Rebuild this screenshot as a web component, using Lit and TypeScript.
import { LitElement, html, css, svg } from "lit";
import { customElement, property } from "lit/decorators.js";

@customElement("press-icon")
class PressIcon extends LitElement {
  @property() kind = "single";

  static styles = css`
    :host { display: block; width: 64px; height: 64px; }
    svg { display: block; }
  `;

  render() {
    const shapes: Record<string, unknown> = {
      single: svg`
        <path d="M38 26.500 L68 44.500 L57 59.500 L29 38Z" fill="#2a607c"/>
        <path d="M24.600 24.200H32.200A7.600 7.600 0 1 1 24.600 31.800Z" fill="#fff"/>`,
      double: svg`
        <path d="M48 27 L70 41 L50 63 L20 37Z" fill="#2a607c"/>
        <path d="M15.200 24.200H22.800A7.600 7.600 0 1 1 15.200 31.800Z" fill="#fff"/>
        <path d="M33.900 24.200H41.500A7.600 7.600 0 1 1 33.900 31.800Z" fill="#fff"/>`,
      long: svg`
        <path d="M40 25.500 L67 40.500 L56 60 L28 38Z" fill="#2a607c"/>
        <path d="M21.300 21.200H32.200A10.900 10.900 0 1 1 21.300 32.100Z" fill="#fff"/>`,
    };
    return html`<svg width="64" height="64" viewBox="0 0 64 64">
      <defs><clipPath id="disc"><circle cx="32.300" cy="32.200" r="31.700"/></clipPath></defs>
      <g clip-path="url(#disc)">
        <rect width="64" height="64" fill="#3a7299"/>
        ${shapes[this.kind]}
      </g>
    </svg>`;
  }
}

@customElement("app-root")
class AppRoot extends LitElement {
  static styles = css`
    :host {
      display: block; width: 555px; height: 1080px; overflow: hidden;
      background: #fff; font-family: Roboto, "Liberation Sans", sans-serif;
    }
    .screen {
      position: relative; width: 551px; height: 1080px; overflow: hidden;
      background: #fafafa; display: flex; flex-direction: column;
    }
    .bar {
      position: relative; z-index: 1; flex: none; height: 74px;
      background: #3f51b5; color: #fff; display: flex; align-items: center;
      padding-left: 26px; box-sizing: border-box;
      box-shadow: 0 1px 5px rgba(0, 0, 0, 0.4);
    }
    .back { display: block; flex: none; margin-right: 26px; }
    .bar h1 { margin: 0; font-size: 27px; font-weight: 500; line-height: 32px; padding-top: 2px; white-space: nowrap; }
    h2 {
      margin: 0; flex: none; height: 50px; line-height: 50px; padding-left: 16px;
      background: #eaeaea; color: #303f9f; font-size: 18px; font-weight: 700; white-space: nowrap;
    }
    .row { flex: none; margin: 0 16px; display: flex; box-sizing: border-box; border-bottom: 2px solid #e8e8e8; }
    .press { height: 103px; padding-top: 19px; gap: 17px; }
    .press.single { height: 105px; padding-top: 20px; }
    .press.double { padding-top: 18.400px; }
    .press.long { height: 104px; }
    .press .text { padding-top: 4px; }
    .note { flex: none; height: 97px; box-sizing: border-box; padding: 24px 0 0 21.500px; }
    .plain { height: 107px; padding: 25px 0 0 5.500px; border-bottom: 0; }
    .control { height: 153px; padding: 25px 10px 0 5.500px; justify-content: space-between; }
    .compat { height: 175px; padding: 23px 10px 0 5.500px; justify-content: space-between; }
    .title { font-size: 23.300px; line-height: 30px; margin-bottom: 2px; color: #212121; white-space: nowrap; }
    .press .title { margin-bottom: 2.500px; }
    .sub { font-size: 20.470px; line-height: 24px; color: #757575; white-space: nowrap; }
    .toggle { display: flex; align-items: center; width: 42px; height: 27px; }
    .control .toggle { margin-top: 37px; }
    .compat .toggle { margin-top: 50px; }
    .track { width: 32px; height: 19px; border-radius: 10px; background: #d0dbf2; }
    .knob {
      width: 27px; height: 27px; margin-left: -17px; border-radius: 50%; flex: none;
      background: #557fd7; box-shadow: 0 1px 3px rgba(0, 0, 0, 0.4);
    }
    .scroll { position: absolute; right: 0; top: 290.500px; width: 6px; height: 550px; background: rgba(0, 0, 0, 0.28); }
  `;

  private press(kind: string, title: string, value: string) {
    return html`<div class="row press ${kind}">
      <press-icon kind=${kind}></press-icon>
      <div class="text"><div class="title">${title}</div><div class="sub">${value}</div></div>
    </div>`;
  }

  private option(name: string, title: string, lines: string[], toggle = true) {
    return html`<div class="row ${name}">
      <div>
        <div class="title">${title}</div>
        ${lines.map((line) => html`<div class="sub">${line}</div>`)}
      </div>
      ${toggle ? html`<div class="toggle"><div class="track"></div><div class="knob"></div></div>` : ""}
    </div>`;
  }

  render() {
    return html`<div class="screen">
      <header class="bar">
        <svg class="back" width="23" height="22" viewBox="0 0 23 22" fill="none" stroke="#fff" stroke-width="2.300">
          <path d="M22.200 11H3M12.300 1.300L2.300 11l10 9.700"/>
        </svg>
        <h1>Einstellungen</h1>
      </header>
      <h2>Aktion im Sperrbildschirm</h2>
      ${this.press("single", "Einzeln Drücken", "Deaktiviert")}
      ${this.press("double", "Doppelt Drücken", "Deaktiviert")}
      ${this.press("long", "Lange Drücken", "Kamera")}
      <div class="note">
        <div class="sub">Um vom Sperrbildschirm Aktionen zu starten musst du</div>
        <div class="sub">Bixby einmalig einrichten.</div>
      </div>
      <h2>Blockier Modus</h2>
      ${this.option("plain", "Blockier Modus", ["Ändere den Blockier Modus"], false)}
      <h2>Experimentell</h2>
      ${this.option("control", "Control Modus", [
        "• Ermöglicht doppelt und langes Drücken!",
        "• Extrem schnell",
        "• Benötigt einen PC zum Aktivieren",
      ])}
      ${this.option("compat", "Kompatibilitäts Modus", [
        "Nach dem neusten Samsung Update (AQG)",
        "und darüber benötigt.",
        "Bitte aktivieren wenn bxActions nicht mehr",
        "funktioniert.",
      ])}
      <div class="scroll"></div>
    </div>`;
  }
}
::::::
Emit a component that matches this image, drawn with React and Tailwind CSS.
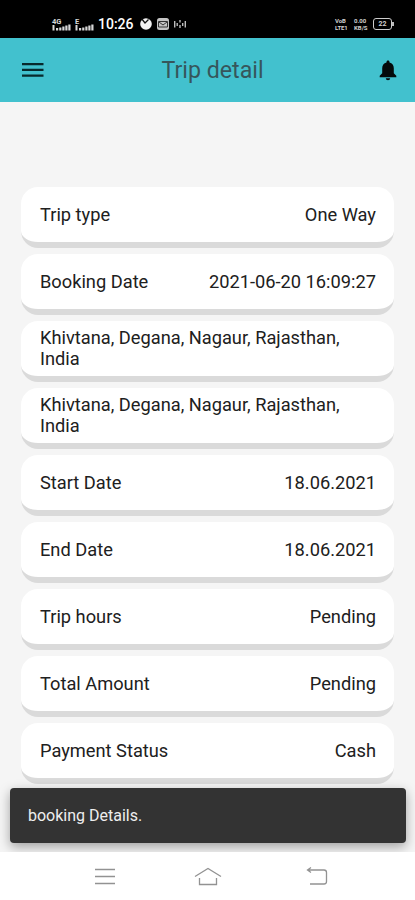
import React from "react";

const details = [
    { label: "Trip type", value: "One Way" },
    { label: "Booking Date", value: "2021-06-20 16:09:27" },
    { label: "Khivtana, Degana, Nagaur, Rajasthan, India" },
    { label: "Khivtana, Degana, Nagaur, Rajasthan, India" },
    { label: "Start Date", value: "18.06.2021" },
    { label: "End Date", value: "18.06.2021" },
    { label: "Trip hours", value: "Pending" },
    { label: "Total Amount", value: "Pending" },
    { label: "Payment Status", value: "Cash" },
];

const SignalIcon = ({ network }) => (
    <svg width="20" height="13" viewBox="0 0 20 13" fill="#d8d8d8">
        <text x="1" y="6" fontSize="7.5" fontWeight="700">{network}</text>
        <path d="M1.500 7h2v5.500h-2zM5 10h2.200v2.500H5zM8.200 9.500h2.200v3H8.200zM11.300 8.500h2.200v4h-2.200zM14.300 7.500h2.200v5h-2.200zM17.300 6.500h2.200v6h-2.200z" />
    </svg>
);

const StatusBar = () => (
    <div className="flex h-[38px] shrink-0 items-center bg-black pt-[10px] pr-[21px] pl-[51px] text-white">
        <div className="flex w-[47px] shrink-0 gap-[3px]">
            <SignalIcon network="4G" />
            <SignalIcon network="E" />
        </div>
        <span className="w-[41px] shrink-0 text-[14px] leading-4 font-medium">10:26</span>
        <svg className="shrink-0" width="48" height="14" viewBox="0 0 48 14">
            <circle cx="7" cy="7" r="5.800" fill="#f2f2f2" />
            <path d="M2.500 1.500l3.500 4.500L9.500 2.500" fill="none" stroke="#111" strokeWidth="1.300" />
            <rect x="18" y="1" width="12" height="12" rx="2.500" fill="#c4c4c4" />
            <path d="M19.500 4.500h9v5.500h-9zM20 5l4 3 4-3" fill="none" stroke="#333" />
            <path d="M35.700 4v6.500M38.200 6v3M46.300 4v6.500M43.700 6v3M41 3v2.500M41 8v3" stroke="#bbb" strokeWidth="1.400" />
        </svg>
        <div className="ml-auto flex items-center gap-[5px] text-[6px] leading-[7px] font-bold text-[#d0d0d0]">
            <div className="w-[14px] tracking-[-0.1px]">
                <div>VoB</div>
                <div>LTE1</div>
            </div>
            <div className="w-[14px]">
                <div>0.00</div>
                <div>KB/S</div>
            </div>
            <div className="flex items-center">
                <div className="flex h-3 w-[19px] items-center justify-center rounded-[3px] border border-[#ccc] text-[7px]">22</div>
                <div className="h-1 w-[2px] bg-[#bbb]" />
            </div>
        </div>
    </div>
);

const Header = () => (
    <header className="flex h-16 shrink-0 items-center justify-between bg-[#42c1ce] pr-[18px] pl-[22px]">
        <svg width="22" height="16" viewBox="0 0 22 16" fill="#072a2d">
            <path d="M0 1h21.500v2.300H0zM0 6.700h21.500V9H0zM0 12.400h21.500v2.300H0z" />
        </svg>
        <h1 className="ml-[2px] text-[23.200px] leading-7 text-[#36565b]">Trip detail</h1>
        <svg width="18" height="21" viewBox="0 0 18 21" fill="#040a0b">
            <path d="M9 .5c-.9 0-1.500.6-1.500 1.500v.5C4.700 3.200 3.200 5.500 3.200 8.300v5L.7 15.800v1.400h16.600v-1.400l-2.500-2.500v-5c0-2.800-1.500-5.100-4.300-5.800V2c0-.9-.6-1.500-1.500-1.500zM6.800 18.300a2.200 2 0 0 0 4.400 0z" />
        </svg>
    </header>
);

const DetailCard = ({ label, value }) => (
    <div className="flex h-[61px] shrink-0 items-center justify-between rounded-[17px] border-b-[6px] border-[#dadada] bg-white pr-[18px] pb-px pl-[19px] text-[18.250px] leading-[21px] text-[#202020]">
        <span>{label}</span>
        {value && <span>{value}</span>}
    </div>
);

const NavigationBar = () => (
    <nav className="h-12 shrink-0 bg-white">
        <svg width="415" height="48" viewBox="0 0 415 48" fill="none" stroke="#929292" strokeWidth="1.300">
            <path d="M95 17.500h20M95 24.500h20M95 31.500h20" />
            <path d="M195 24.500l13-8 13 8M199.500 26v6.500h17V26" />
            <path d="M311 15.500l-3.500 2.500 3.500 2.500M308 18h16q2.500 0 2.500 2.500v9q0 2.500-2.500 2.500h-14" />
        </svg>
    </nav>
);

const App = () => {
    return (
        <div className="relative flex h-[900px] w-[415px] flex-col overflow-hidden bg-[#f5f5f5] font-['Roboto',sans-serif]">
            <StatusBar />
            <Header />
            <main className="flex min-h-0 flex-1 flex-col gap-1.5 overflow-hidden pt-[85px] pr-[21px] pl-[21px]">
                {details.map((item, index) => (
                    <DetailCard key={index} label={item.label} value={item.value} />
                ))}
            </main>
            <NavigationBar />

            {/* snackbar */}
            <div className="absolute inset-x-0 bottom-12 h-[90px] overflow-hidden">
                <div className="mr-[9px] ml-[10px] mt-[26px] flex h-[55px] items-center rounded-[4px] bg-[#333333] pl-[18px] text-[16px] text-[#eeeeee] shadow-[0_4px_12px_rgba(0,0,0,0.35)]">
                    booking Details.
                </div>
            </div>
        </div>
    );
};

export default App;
::::::
What to work on → From the data above, copy each line where the string "component" appears.

Answer to the task →
Rebuild this screenshot as a web component, using Lit and TypeScript.
Emit a component that matches this image, drawn with React and Tailwind CSS.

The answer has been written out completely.